Masks: Psychology meets art
In this workshop Artist and Actor Pablo Gershanik (Buenos Aires, Argentinien) and psychologist Frauke Nees (Berlin) will work together, connecting the two worlds of arts and psychology.
Playing with masks will transform people to get into the body and into the role of somebody else. Expressing and experimenting with different roles, archetypes and inner parts helps people to break with patterns and leave them behind, creating new forms of being by living it.
Working with masks means not being able to express yourself through two important ways: language and facial expression. Body and physical expression will be even more important. A mask shows more then it´s hiding.
Methods: Masks and physical theatre (Lecoq)
Precisely, from masking, from veiling certain aspects of ourselves (the face in this case), the possibility of recovering one's expressive territory becomes more fluid; the symbolic universe of the person, his images and these as the motor of any creative or transforming act. We are the images that we nest in our heads, the images of us and of the world that surrounds us, the scenes we are able to dream. If we can not represent it, we can not understand it either, go towards that we seek to be.

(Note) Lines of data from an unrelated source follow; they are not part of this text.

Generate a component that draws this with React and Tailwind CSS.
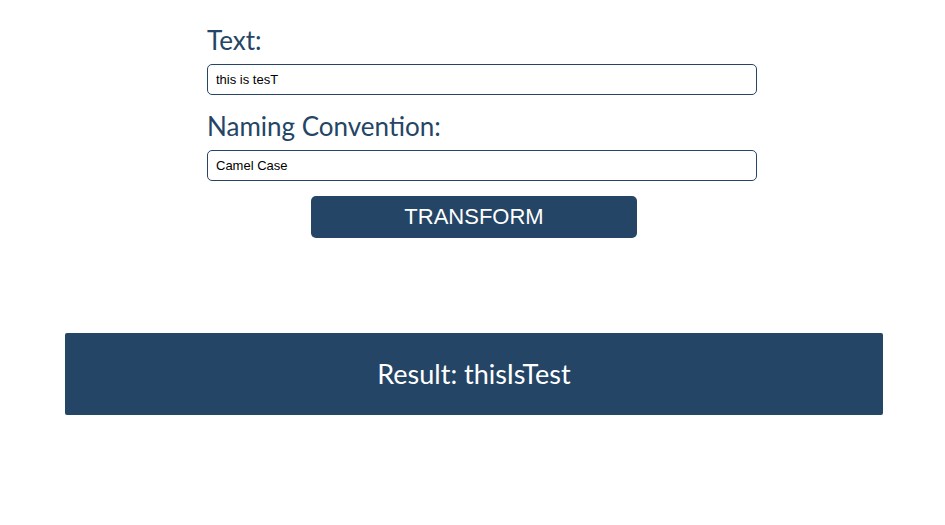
export default function App() {
  return (
    <div className="min-h-[525px] w-full bg-white">
      {/* Formulario */}
      <div className="ml-[207px] w-[550px] pt-[25px]">
        <label className="block font-['Lato',sans-serif] text-[26px] leading-[31px] text-[#244565]">
          Text:
        </label>
        <input
          type="text"
          defaultValue="this is tesT"
          className="mt-[8px] block h-[31px] w-full rounded-[5px] border border-[#244565] px-[8px] font-['Liberation_Sans',Arial,sans-serif] text-[13px] text-black outline-none"
        />
        <label className="mt-[16px] block font-['Lato',sans-serif] text-[26px] leading-[31px] text-[#244565]">
          Naming Convention:
        </label>
        <input
          type="text"
          defaultValue="Camel Case"
          className="mt-[8px] block h-[31px] w-full rounded-[5px] border border-[#244565] px-[8px] font-['Liberation_Sans',Arial,sans-serif] text-[13px] text-black outline-none"
        />
      </div>

      <button className="ml-[311px] mt-[15px] block h-[42px] w-[326px] rounded-[5px] bg-[#244565] pb-[2px] font-['Liberation_Sans',Arial,sans-serif] text-[22px] text-white">
        TRANSFORM
      </button>

      {/* Resultado */}
      <div className="ml-[65px] mt-[95px] flex h-[82px] w-[818px] items-center justify-center rounded-[2px] bg-[#244565]">
        <span className="font-['Lato',sans-serif] text-[27px] text-white">
          Result: thisIsTest
        </span>
      </div>
    </div>
  );
}
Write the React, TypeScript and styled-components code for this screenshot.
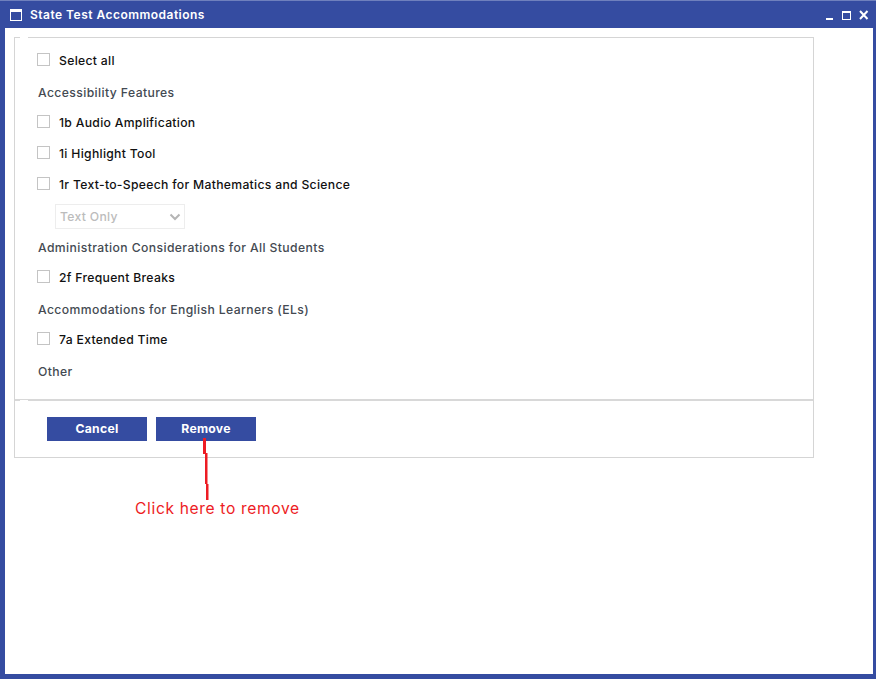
import React from "react";
import styled, { createGlobalStyle } from "styled-components";

const Global = createGlobalStyle`
  html, body { margin: 0; padding: 0; background: #fff; }
  * { box-sizing: border-box; }
  #root { width: 876px; height: 679px; overflow: hidden; position: relative; }
`;

const fontStack = `Inter, "Noto Sans", "Liberation Sans", sans-serif`;

const Win = styled.div`
  width: 876px;
  height: 679px;
  display: flex;
  flex-direction: column;
  background: #354ca1;
  padding: 0 3px 5px 5px;
  font-family: ${fontStack};
  border-top: 1px solid #6f80bd;
`;
const TitleBar = styled.div`
  height: 27px;
  flex: none;
  display: flex;
  align-items: center;
  margin-left: -5px;
  margin-right: -3px;
  padding: 0 7px 0 10px;
`;
const TitleIcon = styled.svg`
  width: 12px;
  height: 12px;
  flex: none;
  display: block;
  margin-top: 1px;
`;
const Title = styled.div`
  margin-left: 8px;
  color: #fff;
  font-size: 12px;
  font-weight: 600;
  letter-spacing: 0.48px;
  flex: 1;
`;
const Controls = styled.div`
  display: flex;
  align-items: center;
  gap: 8px;
  margin-top: 1px;
`;
const Control = styled.svg`
  display: block;
  height: 10px;
  flex: none;
`;
const Body = styled.div`
  flex: 1;
  background: #fff;
  padding: 9px 0 0 9px;
`;
const Panel = styled.div`
  width: 800px;
  height: 421px;
  border: 1px solid #d5d5d5;
  display: flex;
  flex-direction: column;
  position: relative;
  &::before {
    content: "";
    position: absolute;
    left: 5px;
    top: -1px;
    width: 8px;
    height: 1px;
    background: #fff;
  }
`;
const Form = styled.div`
  height: 363px;
  flex: none;
  padding: 13px 0 0 22px;
  display: flex;
  flex-direction: column;
  border-bottom: 2px solid #d8d8d8;
  position: relative;
  &::after {
    content: "";
    position: absolute;
    left: 5px;
    bottom: -2px;
    width: 8px;
    height: 1px;
    background: #fff;
  }
`;
const Row = styled.label<{ $after?: number }>`
  display: flex;
  align-items: center;
  height: 18px;
  color: #111;
  font-size: 12.2px;
  font-weight: 500;
  letter-spacing: 0.3px;
  margin-bottom: ${(p) => p.$after ?? 13}px;
`;
const Box = styled.span`
  width: 13px;
  height: 13px;
  border: 1px solid #c4c4c4;
  background: #fff;
  flex: none;
  margin-right: 9px;
  position: relative;
  top: -1px;
`;
const Heading = styled.div`
  height: 18px;
  line-height: 18px;
  color: #444a52;
  font-size: 12.2px;
  font-weight: 500;
  letter-spacing: 0.39px;
  margin-left: 1px;
  margin-bottom: 11px;
`;
const Select = styled.div`
  width: 130px;
  height: 25px;
  margin: 0 0 10px 18px;
  border: 1px solid #ededed;
  display: flex;
  align-items: center;
  justify-content: space-between;
  padding: 0 3px 0 4px;
  color: #bcbcbc;
  font-size: 12.2px;
  font-weight: 500;
  letter-spacing: 0.3px;
`;
const Footer = styled.div`
  display: flex;
  gap: 9px;
  padding: 16px 0 0 32px;
`;
const Button = styled.button`
  width: 100px;
  height: 24px;
  border: none;
  background: #354ca1;
  color: #fff;
  font-family: ${fontStack};
  font-size: 12.2px;
  font-weight: 700;
  letter-spacing: 0.25px;
  padding: 0 0 2px;
`;
const Pointer = styled.svg`
  position: absolute;
  left: 200px;
  top: 437px;
  width: 12px;
  height: 64px;
`;
const Note = styled.div`
  position: absolute;
  left: 135px;
  top: 499px;
  color: #ed1c24;
  font-family: ${fontStack};
  font-size: 15.6px;
  line-height: 20px;
  font-weight: 400;
  letter-spacing: 0.65px;
  white-space: nowrap;
`;

export default function App() {
  return (
    <>
      <Global />
      <Win>
        <TitleBar>
          <TitleIcon viewBox="0 0 12 12">
            <rect x="0.5" y="0.5" width="11" height="11" fill="none" stroke="#fff" />
            <rect x="0" y="0" width="12" height="3" fill="#fff" />
          </TitleIcon>
          <Title>State Test Accommodations</Title>
          <Controls>
            <Control width="8" viewBox="0 0 8 10"><rect x="0" y="8" width="7" height="2" fill="#fff" /></Control>
            <Control width="9" viewBox="0 0 9 10"><rect x="0.5" y="1.500" width="8" height="8" fill="none" stroke="#fff" /><rect x="0" y="1" width="9" height="2" fill="#fff" /></Control>
            <Control width="10" viewBox="0 0 10 10"><path d="M1 1l7.500 8M8.500 1L1 9" stroke="#fff" strokeWidth="2" /></Control>
          </Controls>
        </TitleBar>
        <Body>
          <Panel>
            <Form>
              <Row $after={15}><Box />Select all</Row>
              <Heading>Accessibility Features</Heading>
              <Row><Box />1b Audio Amplification</Row>
              <Row><Box />1i Highlight Tool</Row>
              <Row $after={11}><Box />1r Text-to-Speech for Mathematics and Science</Row>
              <Select>
                Text Only
                <svg width="12" height="8" viewBox="0 0 12 8"><path d="M1.500 1.500L6 6l4.500-4.500" fill="none" stroke="#b5b5b5" strokeWidth="2" /></svg>
              </Select>
              <Heading>Administration Considerations for All Students</Heading>
              <Row $after={15}><Box />2f Frequent Breaks</Row>
              <Heading>Accommodations for English Learners (ELs)</Heading>
              <Row $after={15}><Box />7a Extended Time</Row>
              <Heading>Other</Heading>
            </Form>
            <Footer>
              <Button>Cancel</Button>
              <Button>Remove</Button>
            </Footer>
          </Panel>
        </Body>
      </Win>
      <Pointer viewBox="0 0 12 64">
        <path d="M3 1h3v16H3zM5 16h2.500v31H5zM6 47h2.500v16H6z" fill="#ed1c24" />
      </Pointer>
      <Note>Click here to remove</Note>
    </>
  );
}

Connection to personal growth/psychology:
- expression through your body, without spoken language
- connection to myself (interoception, inner parts, more variety of acting)
- connection to other people
- theatre and »stage«: show yourself, being seen, being heard, interaction, encounter
Imagination as the capacity to open to new possibilities and not to do the same again and again. It´s the capacity to proyect yourself into the future. You can only do new things if you can imagine it (Van der Kolk).
Further aims: Resilience, feeling of belonging, self-regulation, strengthen your identity, self-esteem, self-confidence, self-awareness, self-expression, flexibility, spontaneity, self-efficacy.
Pablo Gershanik
He studied Dramatic Art at the Theatrical Studies Center in Mexico City. He specialized in physical theater at The Desmond Jones School of Mime and Physichal Theater in London and at the École Internationale de Thèâtre Jacques Lecoq in Paris. His teachers are: Raúl Quintanilla, Eugenio Barba, Mauricio Kartún, Rubén Szuchmacher, Emilio García Wehbi, Norman Taylor, and Philippe Genty among others. For the past 25 years he’s been working as a theatre director, as well as teaching acting, physical theater and clown in places such as the Mexico’s National Film School, La Arena Circus School, the National University of Art (IUNA) and the Rolling Art Program of the Ministry of Education of Argentina; the degree in Theatre, Puppets and Objects of the National University of San Martín (U.N.S.A.M), the International Union of Puppeteers (UNIMA), among others.
He currently works as a professor of the degree in Performing Arts at the University of San Martin (UNSAM), Director of the Diploma in Performance and Interpretation with Masks of the National University of San Martin (UNSAM), the Department of Dramatic Arts of the National University of Arts (UNA), the Performing Arts Degree of the Argentine University of Business (UADE), the International School of Theatrical Creation CABUIA and in his own school: Estudio Gershanik.